More crucially, his stream-of-contagion text rewrote the whole game. He single-handedly defined the P-Funk collective as sci-fi superheroes fighting the ills of the heart, society, and the cosmos. Funk wasn’t just a music, it was a philosophy, a way of seeing and being, a way for the tired spirit to hold faith and dance yourself into another day. As much as Clinton’s lyrics, Pedro Bell’s crazoid words created the mythos of the band and bonded the audience together.

Half the experience of Funkadelic was the actual music vibrating out of those wax grooves. The other half was reading the covers with a magnifying glass while you listened. There was always more to scrutinize, analyze, and strain your eyes. Funkadelic covers were a hedonistic landscape where sex coursed like energy, politics underlay every pun, and madness was just a bigger overview.

Pedro called his work ‘scartoons’, because they were fun but they left a mark. He was facing the hard life in Chicago full-on everyday with all the craft and humor he could muster.

Pedro’s unschooled, undisciplined street art gave all the Suit execs fits, as when the cover for “Electric Spanking of War Babies” caused such a scandel that it had to be censored before release. It also opened the door for all the great NYC graffiti artists of the late 70’s, for the mainstream success of Keith Haring’s bold line cartoons, and James Rizzi’s marker covers and “Genius of Love” video animation for The Tom Tom Club.

When Parliament and Funkadelic went on hiatus in the 80’s, it was Pedro Bell’s art that gave the P-Funk identity to George Clinton’s albums like “Computer Games” (1982), “You Shouldn’t-nuf Bit Fish” (1983), “Some of My Best Jokes Are Friends” (1985), and “R&B Skeletons In the Closet” (1986); as well as spin-offs like Jimmy G & The Tackhead’s “Federation of the Tackheads” (1985), and his clay figure art for INCorporated Thang Band’s “Lifestyles of the Roach and Famous” (1988).
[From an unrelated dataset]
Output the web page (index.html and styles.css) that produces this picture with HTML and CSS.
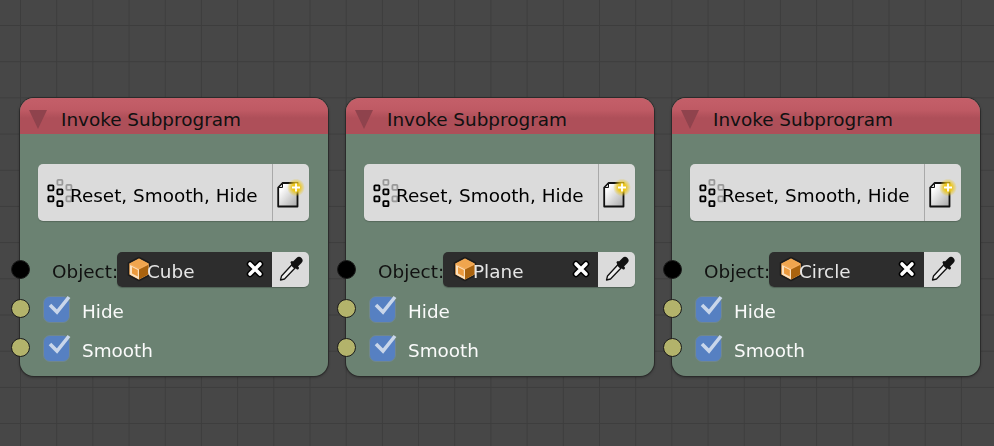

By the early 90’s the game had changed and not to Pedro’s favor. MTV had turned every song into a jingle, and every album into a quarterly marketing plan. Every star’s face was in your face every place all over the place, milking an album for three years until the next committeed go-round. CDs shrunk the album cover experience into a coaster. The days of swimming in your LP cover were gone. (But conversely Rock concert poster design exploded, as fans were desperate to have some great art to fill the void.)

During the decade Pedro continued soldiering on with the CD covers for P-Funk-inspired bands like Maggotron’s “Bassman of the Acropolis” (1992), “Funkronomicon” for Bill Laswell’s all-star funk collective, Axiom Funk (1995), and Enemy Squad’s “United State of Mind” (1998). And of course for George Clinton’s “Dope Dogs” (1994),”TAPOAFOM (The Awesome Power of a Fully Operational Mothership)” (1995) and “Greatest Funkin’ Hits” (1996); and P-Funk’s “How Late Do You Have 2 B B4 U R Absent?” (2005).

In the meantime his style was homaged/appropriated/bit by other artists designing for Digital Underground, Miami Bass groups, and dodgy Funkadelic compilations. But he received better due with a great write-up in the countercultural art magazine Juxtapoz (#16, Fall ’98). He also had a couple of his Funkadelic covers in Rolling Stones’ “Greatest album covers of all time” issue.